While his career is on an upward trajectory, Ligety downplays suggestions that he will be carrying main U.S. hopes at the Russian resort next February.
"It's far enough away so much can change between now and then. Bode and Lindsey should be healthy for the Olympics so we will have a very strong team besides myself."
That 2006 victory opened up other commercial opportunities, and Ligety cleverly exploited his nickname to start a similarly-titled company specializing in custom-made helmet and goggle combinations.
"I was a crazy kid and would go straight line moguls and was willing to push myself to another level. And, you know, it rhymes with Ted, so 'Ted Shred' was what I was called."
Ligety may have had a wild streak as a teenager, but he has adopted the same levelheaded approach to business as his skiing career, partnering a friend who brought technical expertise to the venture.
"It's nice to have the distraction of running a company. I wouldn't say I do the day-to-day business side of it just because it would be impossible with my schedule, but it's a fun distraction to take it away from the grind of always traveling and ski racing."
His products are worn by a growing number of fellow World Cup skiers, including Alexis Pinturault, a young Frenchman who beat Ligety into third place as he claimed his maiden World Cup giant slalom win at Garmisch-Partenkirchen last weekend.
It was a rare defeat in giant slalom this season for Ligety, who has taken advantage of a change in the length of skis and their turning circle to dominate the discipline.
Ironically, Ligety was an outspoken critic of the rule changes introduced by world governing body, the FIS, and was perplexed that as a leading competitor he wasn't consulted on the changes.
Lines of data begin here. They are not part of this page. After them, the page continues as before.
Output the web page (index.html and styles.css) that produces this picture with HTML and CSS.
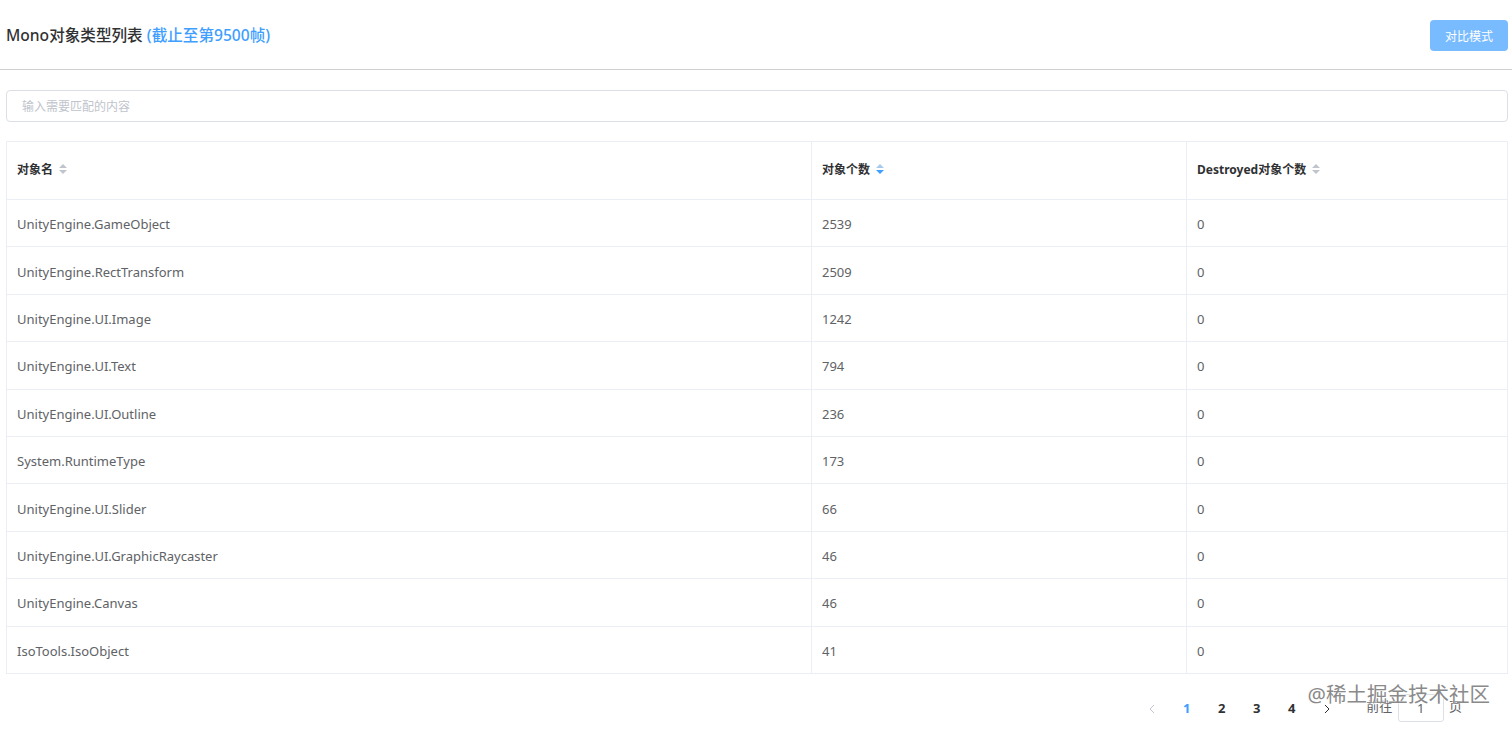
FILE: index.html
```html
<!DOCTYPE html>
<html lang="zh-CN">
<head>
    <meta charset="UTF-8">
    <meta name="viewport" content="width=device-width, initial-scale=1.0">
    <title>Mono对象类型列表</title>
    <link rel="stylesheet" href="styles.css">
</head>
<body>

<div class="page-header">
    <h2 class="page-title">Mono对象类型列表 <span class="frame-tip">(截止至第9500帧)</span></h2>
    <button class="compare-btn">对比模式</button>
</div>

<div class="content">
    <input class="search-input" type="text" placeholder="输入需要匹配的内容">

    <table class="mono-table">
        <colgroup>
            <col style="width: 805px">
            <col style="width: 375px">
            <col>
        </colgroup>
        <thead>
            <tr>
                <th>对象名 <span class="sort"><i class="up"></i><i class="down"></i></span></th>
                <th>对象个数 <span class="sort desc"><i class="up"></i><i class="down"></i></span></th>
                <th>Destroyed对象个数 <span class="sort"><i class="up"></i><i class="down"></i></span></th>
            </tr>
        </thead>
        <tbody>
            <tr><td>UnityEngine.GameObject</td><td>2539</td><td>0</td></tr>
            <tr><td>UnityEngine.RectTransform</td><td>2509</td><td>0</td></tr>
            <tr><td>UnityEngine.UI.Image</td><td>1242</td><td>0</td></tr>
            <tr><td>UnityEngine.UI.Text</td><td>794</td><td>0</td></tr>
            <tr><td>UnityEngine.UI.Outline</td><td>236</td><td>0</td></tr>
            <tr><td>System.RuntimeType</td><td>173</td><td>0</td></tr>
            <tr><td>UnityEngine.UI.Slider</td><td>66</td><td>0</td></tr>
            <tr><td>UnityEngine.UI.GraphicRaycaster</td><td>46</td><td>0</td></tr>
            <tr><td>UnityEngine.Canvas</td><td>46</td><td>0</td></tr>
            <tr><td>IsoTools.IsoObject</td><td>41</td><td>0</td></tr>
        </tbody>
    </table>

    <div class="pagination">
        <button class="page-btn arrow disabled">
            <svg width="8" height="10" viewBox="0 0 8 10"><path d="M6 1 L2 5 L6 9" fill="none" stroke="currentColor" stroke-width="1"/></svg>
        </button>
        <button class="page-btn active">1</button>
        <button class="page-btn">2</button>
        <button class="page-btn">3</button>
        <button class="page-btn">4</button>
        <button class="page-btn arrow">
            <svg width="8" height="10" viewBox="0 0 8 10"><path d="M2 1 L6 5 L2 9" fill="none" stroke="currentColor" stroke-width="1"/></svg>
        </button>
        <span class="jumper">前往 <input class="jump-input" type="text" value="1"> 页</span>
        <!-- site watermark sitting over the pager -->
        <span class="watermark">@稀土掘金技术社区</span>
    </div>
</div>

</body>
</html>
```

FILE: styles.css
```css
body {
    margin: 0;
    font-family: "Noto Sans", "Noto Sans CJK SC", sans-serif;
    background-color: #fff;
    color: #606266;
}

.page-header {
    display: flex;
    align-items: center;
    justify-content: space-between;
    height: 69px;
    padding: 0 4px 0 6px;
    border-bottom: 1px solid #cfcfcf;
}

.page-title {
    margin: 0;
    font-size: 15.6px;
    font-weight: 500;
    color: #303133;
}

.frame-tip {
    color: #409eff;
}

.compare-btn {
    font-family: inherit;
    font-size: 12px;
    color: #fff;
    background-color: #79bbff;
    border: none;
    border-radius: 4px;
    width: 78px;
    height: 31px;
    margin-top: 2px;
}

.content {
    padding: 20px 4px 0 6px;
    position: relative;
}

.search-input {
    display: block;
    box-sizing: border-box;
    width: 100%;
    height: 32px;
    padding: 0 15px;
    font-family: inherit;
    font-size: 12px;
    color: #606266;
    border: 1px solid #dcdfe6;
    border-radius: 4px;
    outline: none;
}

.search-input::placeholder {
    color: #c0c4cc;
}

.mono-table {
    width: 100%;
    margin-top: 19px;
    border-collapse: collapse;
    table-layout: fixed;
    font-size: 13px;
    border: 1px solid #ebeef5;
}

.mono-table th,
.mono-table td {
    text-align: left;
    padding: 0 10px;
    border-bottom: 1px solid #ebeef5;
    border-right: 1px solid #ebeef5;
}

.mono-table th {
    height: 53px;
    padding-bottom: 4px;
    font-size: 12px;
    font-weight: bold;
    color: #303133;
}

.mono-table td {
    height: 44.4px;
    padding-top: 2px;
    color: #606266;
}

.sort {
    display: inline-flex;
    flex-direction: column;
    vertical-align: middle;
    margin-left: 3px;
    gap: 2px;
    position: relative;
    top: -1px;
}

.sort i {
    width: 0;
    height: 0;
    border-left: 4px solid transparent;
    border-right: 4px solid transparent;
}

.sort .up {
    border-bottom: 4px solid #c0c4cc;
}

.sort .down {
    border-top: 4px solid #c0c4cc;
}

.sort.desc .up {
    border-bottom-color: #a8c9ec;
}

.sort.desc .down {
    border-top-color: #409eff;
}

.pagination {
    display: flex;
    justify-content: flex-end;
    align-items: center;
    height: 28px;
    margin-top: 20px;
    padding-right: 46px;
    font-size: 13px;
    color: #303133;
    position: relative;
}

.page-btn {
    font-family: inherit;
    font-size: 13px;
    font-weight: bold;
    color: #303133;
    background: none;
    border: none;
    min-width: 35px;
    height: 28px;
    padding: 0 4px;
}

.page-btn.active {
    color: #409eff;
}

.page-btn.arrow {
    color: #303133;
    padding-top: 3px;
}

.page-btn.disabled {
    color: #c0c4cc;
}

.jumper {
    margin-left: 22px;
    color: #606266;
    font-size: 13px;
}

.jump-input {
    box-sizing: border-box;
    width: 46px;
    height: 28px;
    margin: 0 2px;
    text-align: center;
    font-family: inherit;
    font-size: 13px;
    color: #606266;
    border: 1px solid #dcdfe6;
    border-radius: 3px;
    outline: none;
    vertical-align: middle;
}

.watermark {
    position: absolute;
    right: 18px;
    top: -16px;
    font-size: 20.5px;
    color: #8a8a8a;
    text-shadow: 0 0 2px #fff, 0 0 2px #fff;
    pointer-events: none;
}
```
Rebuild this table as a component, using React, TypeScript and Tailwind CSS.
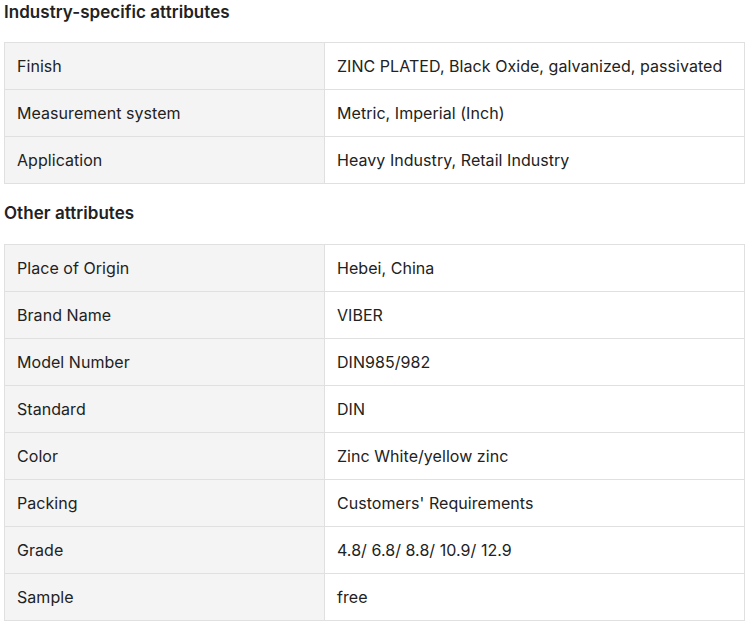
const industry: [string, string][] = [
  ["Finish", "ZINC PLATED, Black Oxide, galvanized, passivated"],
  ["Measurement system", "Metric, Imperial (Inch)"],
  ["Application", "Heavy Industry, Retail Industry"],
]

const other: [string, string][] = [
  ["Place of Origin", "Hebei, China"],
  ["Brand Name", "VIBER"],
  ["Model Number", "DIN985/982"],
  ["Standard", "DIN"],
  ["Color", "Zinc White/yellow zinc"],
  ["Packing", "Customers' Requirements"],
  ["Grade", "4.8/ 6.8/ 8.8/ 10.9/ 12.9"],
  ["Sample", "free"],
]

function AttrTable({ rows }: { rows: [string, string][] }) {
  return (
    <div className="w-[741px] border-t border-l border-[#e0e0e0]">
      {rows.map(([k, v]) => (
        <div key={k} className="grid h-[47px] grid-cols-[320px_1fr] border-b border-r border-[#e0e0e0]">
          <div className="flex items-center border-r border-[#e0e0e0] bg-[#f4f4f4] px-3 text-[#222]">{k}</div>
          <div className="flex items-center bg-white px-3 text-[#222]">{v}</div>
        </div>
      ))}
    </div>
  )
}

export default function App() {
  return (
    <div className="h-[625px] w-[755px] bg-white pl-1 font-['Inter',sans-serif] text-[16px] tracking-[0.05px]">
      <h3 className="text-[17px] leading-[24px] font-semibold text-[#222]">Industry-specific attributes</h3>
      <div className="mt-[18px]">
        <AttrTable rows={industry} />
      </div>
      <h3 className="mt-[17px] text-[17px] leading-[24px] font-semibold text-[#222]">Other attributes</h3>
      <div className="mt-[19px]">
        <AttrTable rows={other} />
      </div>
    </div>
  )
}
"I wasn't even talked to about it or asked if I thought it was a good idea, it just happened and I thought it was done in a very improper manner," he said.
He quickly put that lack of consultation to one side when he won an early-season race by more than two and a half seconds -- the margins are usually tenths of seconds -- and Ligety is still waiting for the rest of the world to catch up.
The American believes the new regulations play to his strengths as a near 10-year veteran of the circuit and because of his style of starting the turns around the gates a little earlier and finishing a little later.
"It allows me to be cleaner on the edge and accelerate more out of the turns," he said.
As a youngster he was inspired by the exploits of Tommy Moe -- "my first ski hero" -- who won gold and silver at the 1994 Winter Games in Lillehammer.
Skiing since the age of two, Ligety started competing seriously as a 10-year-old, progressing through the ranks to make the full U.S. ski team by the team he had left high school.
However, his early Olympic success in Turin, becoming the first American since Moe to claim a skiing gold, was not matched in the 2010 Winter Games in Vancouver where he finished fifth behind teammate Miller in his super combined title defense.
A ninth place finish in the giant slalom was also a disappointment.
But 2011 saw Ligety claim his first world title, winning the giant slalom at Garmisch and then going on to clinch his third World Cup crown in his favored discipline.
For Ligety, the 2013-14 season will bring promise of finally winning the overall World Cup title -- "that's been my goal since I was a little kid" -- and truly cementing his status as the No.1 racer.
"I think a lot of guys are faster skiers than me but they might not necessarily have the same mental fortitude as me," he said.